In any event, the 27 June presidential runoff election will have some direct implications for Serbian politics, which will make themselves felt in the days and weeks ahead.

The most important aspect is that Tadic's victory will most likely strengthen the hand of the opposition Democratic Party. Prime Minister Vojislav Kostunica of the Democratic Party of Serbia (DSS) heads a minority government with the parliamentary support of Milosevic's Socialist Party of Serbia (SPS).

Pressure is likely to build from inside Serbia and abroad for Kostunica to drop the SPS and cut a deal with the Democrats, who are his bitter rivals. It remains to be seen whether Kostunica and the Democrats will be any more successful in coming to a mutually agreeable arrangement than they were in January, despite much foreign pressure to do so.

There is also the matter of new elections. Kostunica's position has long been that Serbia needs a new constitution and new elections, but he might have lost some of his enthusiasm for the latter following the poor fourth-place showing by the DSS candidate, Dragan Marsicanin, in the 13 June first round of the presidential vote.

Conversely, the Democrats might now be eager for an early vote, which they tended to dismiss in the past. It is not clear, however, whether the results of the presidential vote will be mirrored in a general election, when voters might pay more attention to parties and their programs than to charismatic leaders.

For their part, Nikolic and the Radicals, who make up the largest single faction in the parliament, can be expected to press their demand for new elections. He told his supporters that their motto should be: "Radicals, heads high!"

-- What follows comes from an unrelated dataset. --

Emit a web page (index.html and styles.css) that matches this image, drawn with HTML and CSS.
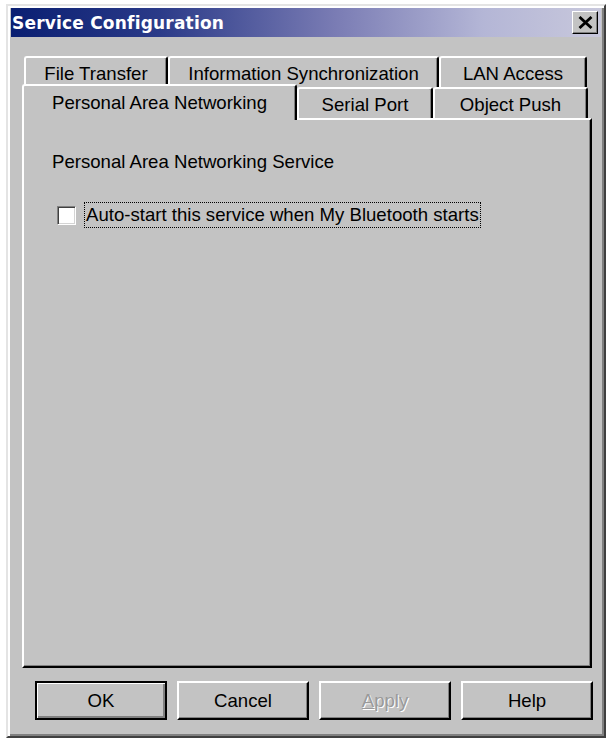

In short, the Serbian presidential vote might have revealed little about long-term trends in Serbian politics except to show that political apathy and social and economic discontent remain significant. The vote nonetheless made it clear that a new chapter has begun in jockeying for coalition alliances and preparing for new elections. And as Tadic told his supporters, "Big difficulties await Serbia."